Against this backdrop, my process, geared toward this same objective, assumed a devotional aspect in my estimation. I became particular interested in coming to understand the systems that these medieval thinkers brought to bear on their task. This led me in time to undertake doctoral studies in their kabbalah at NYU. What has particular engaged me has been the hermeneutical processes of these mystics, within which interpretive responses to mystical experiences, to received exegetical tradition and to inspired exegeses of their own, operating in an elaborate self-supporting manner, had allowed these thinkers to transcend, in their, view, mundane experience. I came to draw an analogy for myself between such processes and what I saw as a relentless mental reflex operating for me in the studio, this reflecting the need to synthesize over and over again fresh interpretations of the nature of my elusive project or of its consequences.
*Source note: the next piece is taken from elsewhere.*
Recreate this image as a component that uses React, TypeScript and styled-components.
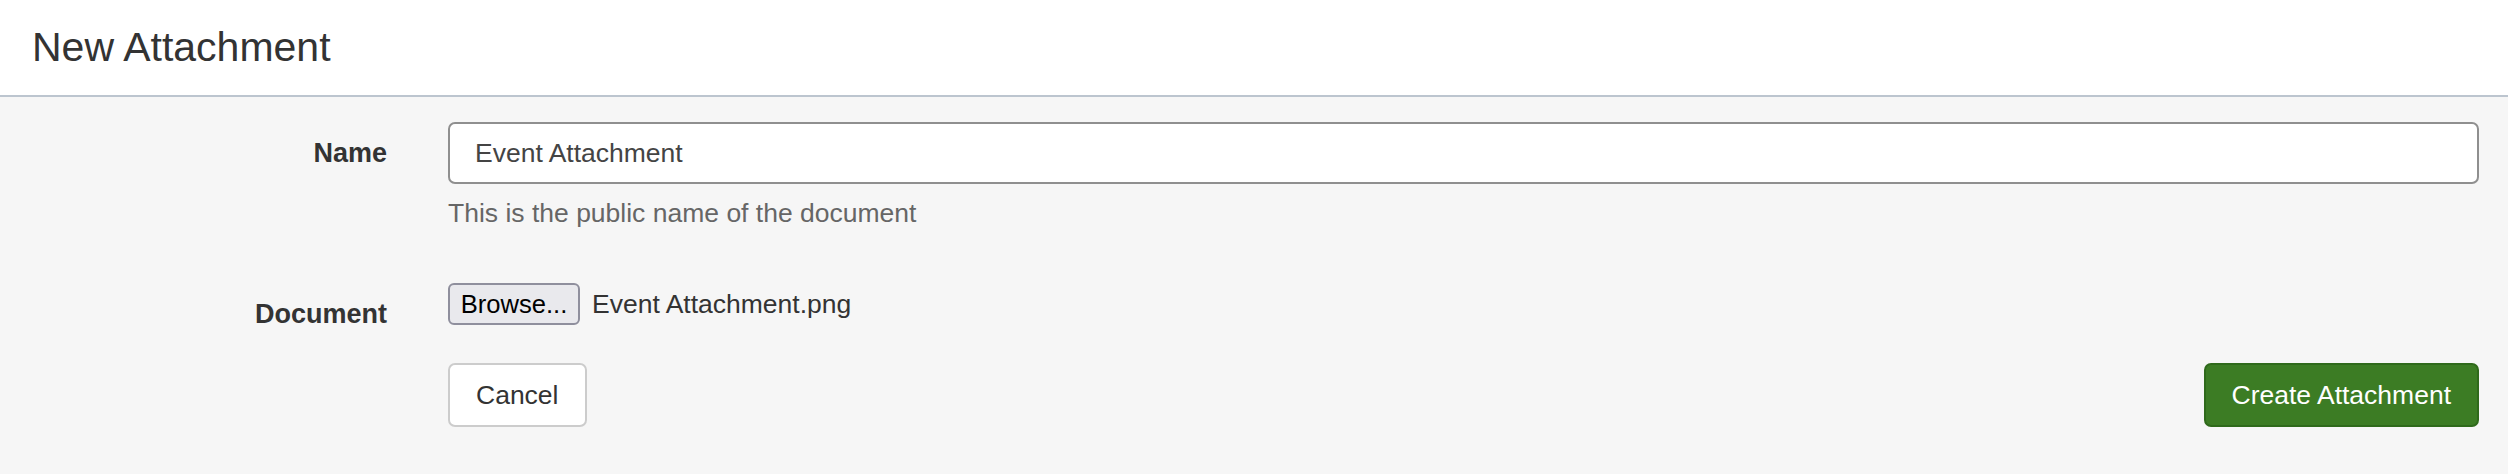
import React from "react";
import styled, { createGlobalStyle } from "styled-components";

const GlobalStyle = createGlobalStyle`
  html, body {
    margin: 0;
    padding: 0;
    background: #f6f6f6;
  }
  body {
    font-family: "Liberation Sans", Arial, sans-serif;
    color: #333;
  }
  * { box-sizing: border-box; }
`;

const Page = styled.div`
  width: 100%;
  min-height: 474px;
  background: #f6f6f6;
`;

const Header = styled.header`
  height: 97px;
  background: #ffffff;
  border-bottom: 2px solid #bcc5cf;
  display: flex;
  align-items: center;
  padding-left: 32px;
`;

const Title = styled.h1`
  margin: 0;
  font-size: 41px;
  font-weight: 400;
  line-height: 95px;
  color: #333;
`;

const Form = styled.form`
  padding: 25px 29px 0 0;
  display: flex;
  flex-direction: column;
`;

const Row = styled.div<{ $mt?: number }>`
  display: grid;
  grid-template-columns: 387px 1fr;
  column-gap: 61px;
  margin-top: ${(p) => p.$mt ?? 0}px;
`;

const Label = styled.label`
  text-align: right;
  font-weight: 700;
  font-size: 27px;
  line-height: 62px;
  color: #333;
`;

const Field = styled.div`
  display: flex;
  flex-direction: column;
`;

const TextInput = styled.input`
  height: 62px;
  width: 100%;
  border: 2px solid #8f8f8f;
  border-radius: 7px;
  padding: 0 25px;
  font-family: "Liberation Sans", Arial, sans-serif;
  font-size: 26.5px;
  color: #444;
  background: #fff;
  outline: none;
`;

const Help = styled.div`
  margin-top: 9px;
  font-size: 26.5px;
  line-height: 40px;
  color: #666;
`;

const FileRow = styled.div`
  display: flex;
  align-items: center;
  height: 42px;
  gap: 12px;
`;

const BrowseButton = styled.button`
  height: 42px;
  width: 132px;
  padding: 0;
  border: 2px solid #8f8f9d;
  border-radius: 6px;
  background: #e9e9ed;
  font-family: "Liberation Sans", Arial, sans-serif;
  font-size: 25.6px;
  color: #000;
`;

const FileName = styled.span`
  font-size: 26.5px;
  color: #333;
`;

const Actions = styled.div`
  display: flex;
  justify-content: space-between;
  align-items: flex-start;
`;

const Button = styled.button<{ $primary?: boolean }>`
  height: 64px;
  padding: 0 26px;
  border-radius: 7px;
  font-family: "Liberation Sans", Arial, sans-serif;
  font-size: 26.5px;
  cursor: pointer;
  border: 2px solid ${(p) => (p.$primary ? "#2f6a1b" : "#cccccc")};
  background: ${(p) => (p.$primary ? "#3c7c24" : "#ffffff")};
  color: ${(p) => (p.$primary ? "#ffffff" : "#333333")};
`;

export default function App() {
  return (
    <>
      <GlobalStyle />
      <Page>
        <Header>
          <Title>New Attachment</Title>
        </Header>
        <Form onSubmit={(e) => e.preventDefault()}>
          <Row>
            <Label htmlFor="name">Name</Label>
            <Field>
              <TextInput id="name" defaultValue="Event Attachment" />
              <Help>This is the public name of the document</Help>
            </Field>
          </Row>
          <Row $mt={50}>
            <Label>Document</Label>
            <Field>
              <FileRow>
                <BrowseButton type="button">Browse...</BrowseButton>
                <FileName>Event Attachment.png</FileName>
              </FileRow>
            </Field>
          </Row>
          <Row $mt={18}>
            <div />
            <Actions>
              <Button type="button">Cancel</Button>
              <Button type="submit" $primary>
                Create Attachment
              </Button>
            </Actions>
          </Row>
        </Form>
      </Page>
    </>
  );
}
Some in particular of the mystics whom I study conceived of the climactic moment of what they viewed as a mystical unification with the divine as an encounter with their own self. Revelation stood for them as the experiential realization that the divine represented a transcendent projection of their own being. In this sense, notions of subjectivity and objectivity collapsed for these mystics into a revelatory tautology. Such a conception was well in accord with the type of hermeneutical circularity in which they also engaged, and into which I had begun to tap in the encounter with my own work. In time I came to perceive that the emphasis of conceptualists such as Bochner and Kosuth upon the significance of tautologies in the cultural arena paralleled the medieval mystical models around which I began to actually construct some of my own studio practice.
The data tabulations that I keep, as well as the painting titles that I generate from this data, are close adaptations of such medieval meditative practice, based upon deriving exegetical interpretations from the interplay of the numerical value of letters. I base my own such operations on data such as the number of marks applied for a given color in a particular painting.
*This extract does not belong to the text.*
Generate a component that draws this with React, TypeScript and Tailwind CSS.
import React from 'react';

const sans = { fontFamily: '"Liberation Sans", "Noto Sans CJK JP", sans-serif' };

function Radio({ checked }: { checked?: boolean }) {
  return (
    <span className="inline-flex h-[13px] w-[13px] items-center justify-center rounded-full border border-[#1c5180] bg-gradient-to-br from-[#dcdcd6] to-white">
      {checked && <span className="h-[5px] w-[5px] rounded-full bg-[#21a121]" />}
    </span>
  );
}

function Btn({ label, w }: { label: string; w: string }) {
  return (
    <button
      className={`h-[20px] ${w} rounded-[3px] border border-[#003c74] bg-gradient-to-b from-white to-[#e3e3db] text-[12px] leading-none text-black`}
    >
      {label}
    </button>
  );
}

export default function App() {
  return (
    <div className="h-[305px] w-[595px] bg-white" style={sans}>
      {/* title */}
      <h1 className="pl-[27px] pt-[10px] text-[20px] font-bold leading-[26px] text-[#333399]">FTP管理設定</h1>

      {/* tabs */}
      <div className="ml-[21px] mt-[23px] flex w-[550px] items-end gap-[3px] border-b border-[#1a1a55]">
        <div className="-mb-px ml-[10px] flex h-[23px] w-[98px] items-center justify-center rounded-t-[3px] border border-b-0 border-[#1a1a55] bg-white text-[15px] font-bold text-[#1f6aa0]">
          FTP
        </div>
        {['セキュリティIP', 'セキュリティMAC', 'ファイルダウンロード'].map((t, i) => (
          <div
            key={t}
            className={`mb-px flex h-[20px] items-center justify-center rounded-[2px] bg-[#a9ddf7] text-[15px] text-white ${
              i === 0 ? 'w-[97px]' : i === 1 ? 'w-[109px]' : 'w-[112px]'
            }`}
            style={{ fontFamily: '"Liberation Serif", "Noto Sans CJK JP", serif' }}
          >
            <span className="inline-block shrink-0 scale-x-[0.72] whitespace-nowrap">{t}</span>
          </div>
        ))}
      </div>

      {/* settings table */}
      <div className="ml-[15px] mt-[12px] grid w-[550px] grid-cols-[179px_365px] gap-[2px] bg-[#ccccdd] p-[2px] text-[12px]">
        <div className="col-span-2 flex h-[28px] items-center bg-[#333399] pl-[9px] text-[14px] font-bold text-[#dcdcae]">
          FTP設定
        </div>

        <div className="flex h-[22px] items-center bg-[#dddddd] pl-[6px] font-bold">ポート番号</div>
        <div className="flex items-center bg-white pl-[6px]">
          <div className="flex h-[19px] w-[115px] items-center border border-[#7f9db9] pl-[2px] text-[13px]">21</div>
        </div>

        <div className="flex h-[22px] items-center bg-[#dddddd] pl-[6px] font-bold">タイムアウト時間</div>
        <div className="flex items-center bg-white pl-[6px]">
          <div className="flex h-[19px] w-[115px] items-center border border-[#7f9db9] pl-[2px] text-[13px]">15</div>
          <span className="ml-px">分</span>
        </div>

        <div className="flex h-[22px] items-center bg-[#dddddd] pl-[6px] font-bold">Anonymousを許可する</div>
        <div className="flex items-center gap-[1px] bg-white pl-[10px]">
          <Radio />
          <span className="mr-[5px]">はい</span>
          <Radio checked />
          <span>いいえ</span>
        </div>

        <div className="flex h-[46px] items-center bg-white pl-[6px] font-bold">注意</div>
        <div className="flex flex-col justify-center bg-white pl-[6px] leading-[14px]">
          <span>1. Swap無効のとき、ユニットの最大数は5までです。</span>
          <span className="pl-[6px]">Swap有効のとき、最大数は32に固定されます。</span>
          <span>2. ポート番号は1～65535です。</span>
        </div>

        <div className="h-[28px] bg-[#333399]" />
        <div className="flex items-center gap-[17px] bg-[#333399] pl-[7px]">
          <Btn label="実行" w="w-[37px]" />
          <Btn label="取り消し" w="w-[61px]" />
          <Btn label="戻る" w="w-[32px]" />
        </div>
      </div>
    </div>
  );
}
Just as the field quality of my work reads for me as an effort to move past paint’s materiality, so too does the accumulation of painting data seem to penetrate to that which underlies the field. Then too, the interpretive processes that I have adapted for my own purposes seem to break open the data itself to endless possibilities for the permutation of meaning. The videos that today accompany my work, comprised as well of this data, extend the idea of my art praxis as a totalizing tautology. Much to my own disadvantage, I am not privy to the same kind of credulity as the medieval kabbalist with respect to his efforts and their mystical consequences.
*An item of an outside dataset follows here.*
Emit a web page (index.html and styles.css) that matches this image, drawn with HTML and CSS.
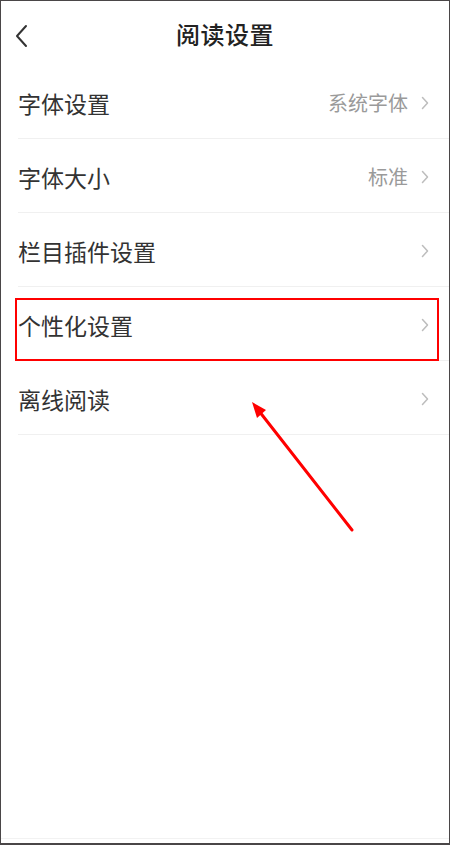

The expansion of my painting activity into other self-reflexive manifestations – ledgers and video – marks my own move toward achieving a deepened level of immersion in my own system, somewhat after the manner of the medieval kabbalist. An awareness of the thinking of modern anthropologists such as Clifford Geertz, who explored the extent to which all-encompassing cultural systems both reflect and generate one’s perceived experience of reality, undergirds my approach. Such an attitude well accords with that of Wittgenstein, whose inspiration was responsible for the artwork that stands as a distant archetype for me for my own project, Kosuth’s “One and Three Chairs” of 1965.